EU-wide clarity on what qualifies as low- and zero-carbon hydrogen, including robust additionality rules to secure cross-border trade and investor confidence.

  • Plan infrastructure based on system needs

Strategic investment in hydrogen pipelines, storage, and repurposed gas networks should reflect expected load factors and interoperability with electricity systems.

  • Promote transparency and share technical benchmarks

An EU-wide platform should publish project data, pricing trends, and technical metrics such as max volume of hydrogen blending in current infrastructures, electrolyser efficiency and RES integration factors.


Scaling hydrogen will require smart market design, technical coordination, and regulation and policy certainty. The foundations are in place – clear climate goals, strong policy frameworks, and a growing base of technical expertise – but moving to full-scale deployment demands coherent market signals, cross-border coordination, and investment in the right technologies, at the right scale, in the right places.

As the EU enters a decisive phase for its energy transition, the task is not only to support hydrogen’s growth, but to shape its role as a system-wide enabler, linking renewables, off-takers, and infrastructure in a way that strengthens both climate resilience and economic competitiveness.

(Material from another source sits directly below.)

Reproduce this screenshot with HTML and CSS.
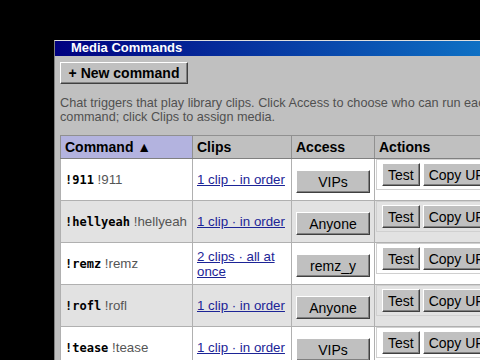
FILE: index.html
```html
<!DOCTYPE html>
<html lang="en">
<head>
    <meta charset="UTF-8">
    <title>Media Commands</title>
    <link rel="stylesheet" href="styles.css">
</head>
<body>
    <div class="window">
        <div class="titlebar">Media Commands</div>
        <div class="content">
            <button class="btn btn-new">+ New command</button>
            <p class="hint">Chat triggers that play library clips. Click Access to choose who can run each command; click Clips to assign media.</p>
            <table class="commands">
                <thead>
                    <tr>
                        <th class="sorted col-cmd">Command ▲</th>
                        <th class="col-clips">Clips</th>
                        <th class="col-access">Access</th>
                        <th class="col-actions">Actions</th>
                    </tr>
                </thead>
                <tbody>
                    <tr>
                        <td><span class="trigger">!911</span> <span class="label">!911</span></td>
                        <td><a href="#">1 clip · in order</a></td>
                        <td><button class="btn btn-access">VIPs</button></td>
                        <td class="actions"><div class="action-box"><button class="btn">Test</button><button class="btn">Copy URL</button><button class="btn">Delete</button></div></td>
                    </tr>
                    <tr>
                        <td><span class="trigger">!hellyeah</span> <span class="label">!hellyeah</span></td>
                        <td><a href="#">1 clip · in order</a></td>
                        <td><button class="btn btn-access">Anyone</button></td>
                        <td class="actions"><div class="action-box"><button class="btn">Test</button><button class="btn">Copy URL</button><button class="btn">Delete</button></div></td>
                    </tr>
                    <tr>
                        <td><span class="trigger">!remz</span> <span class="label">!remz</span></td>
                        <td><a href="#">2 clips · all at once</a></td>
                        <td><button class="btn btn-access">remz_y</button></td>
                        <td class="actions"><div class="action-box"><button class="btn">Test</button><button class="btn">Copy URL</button><button class="btn">Delete</button></div></td>
                    </tr>
                    <tr>
                        <td><span class="trigger">!rofl</span> <span class="label">!rofl</span></td>
                        <td><a href="#">1 clip · in order</a></td>
                        <td><button class="btn btn-access">Anyone</button></td>
                        <td class="actions"><div class="action-box"><button class="btn">Test</button><button class="btn">Copy URL</button><button class="btn">Delete</button></div></td>
                    </tr>
                    <tr>
                        <td><span class="trigger">!tease</span> <span class="label">!tease</span></td>
                        <td><a href="#">1 clip · in order</a></td>
                        <td><button class="btn btn-access">VIPs</button></td>
                        <td class="actions"><div class="action-box"><button class="btn">Test</button><button class="btn">Copy URL</button><button class="btn">Delete</button></div></td>
                    </tr>
                </tbody>
            </table>
        </div>
    </div>
</body>
</html>
```

FILE: styles.css
```css
html, body {
    margin: 0;
    height: 100%;
    overflow: hidden;
}
body {
    background: #000;
    font-family: "Liberation Sans", Arial, sans-serif;
    padding: 40px 0 0 54px;
}
.window {
    width: 500px;
    background: #c0c0c0;
    border-left: 1px solid #808080;
    border-top: 1px solid #dfdfdf;
}
.titlebar {
    height: 15px;
    line-height: 13px;
    padding-left: 16px;
    background: linear-gradient(to right, #000080, #1084d0);
    color: #fff;
    font-weight: bold;
    font-size: 13px;
}
.content {
    padding: 6px 5px 0 5px;
}
.btn {
    font-family: "Liberation Sans", Arial, sans-serif;
    font-size: 14px;
    color: #000;
    background: #c0c0c0;
    border: 1px solid;
    border-color: #fff #404040 #404040 #fff;
    box-shadow: inset -1px -1px 0 #808080;
    padding: 0 6px;
    height: 23px;
    margin: 0;
}
.btn-new {
    font-weight: bold;
    width: 128px;
    height: 22px;
}
.hint {
    margin: 12px 0 11px;
    font-size: 12.7px;
    line-height: 14px;
    color: #505050;
    width: 432px;
}
.commands {
    border-collapse: collapse;
    border: 1px solid #808080;
    width: 515px;
    font-size: 13.3px;
}
.commands th {
    background: #c0c0c0;
    text-align: left;
    font-size: 14px;
    height: 22px;
    padding: 0 4px;
    border: 1px solid #909090;
    border-bottom-color: #808080;
}
.commands th.sorted {
    background: #b3b3df;
}
.col-cmd { width: 123px; }
.col-clips { width: 90px; }
.col-access { width: 73px; }
.commands td {
    height: 41px;
    padding: 0 4px;
    border: 1px solid #b0b0b0;
    background: #fff;
}
.commands tbody tr:nth-child(even) td {
    background: #e2e2e2;
}
.trigger {
    font-family: "DejaVu Sans Mono", monospace;
    font-weight: bold;
    font-size: 12px;
}
.label {
    color: #555;
}
.commands a {
    color: #1c2496;
}
.btn-access {
    width: 74px;
    margin-top: 4px;
}
.commands td.actions {
    vertical-align: top;
    padding: 0 0 0 1px;
    white-space: nowrap;
}
.action-box {
    display: flex;
    gap: 3px;
    height: 26px;
    padding: 3px 0 0 5px;
    border: 1px solid #d0d0d0;
    border-right: none;
}
.action-box .btn {
    height: 23px;
    padding: 0 5px;
}
```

Drawing on our work at the intersection of policy, technology, and investment, we see first-hand how essential it is to connect strategic frameworks with on-the-ground implementation – while factoring in the perspectives and interests of all stakeholders: both EU-wide and EU Member State levels. As Europe builds its hydrogen economy, we remain committed to supporting public and private sector leaders in navigating complexity, scaling innovation, and creating the conditions for long-term, sustainable success.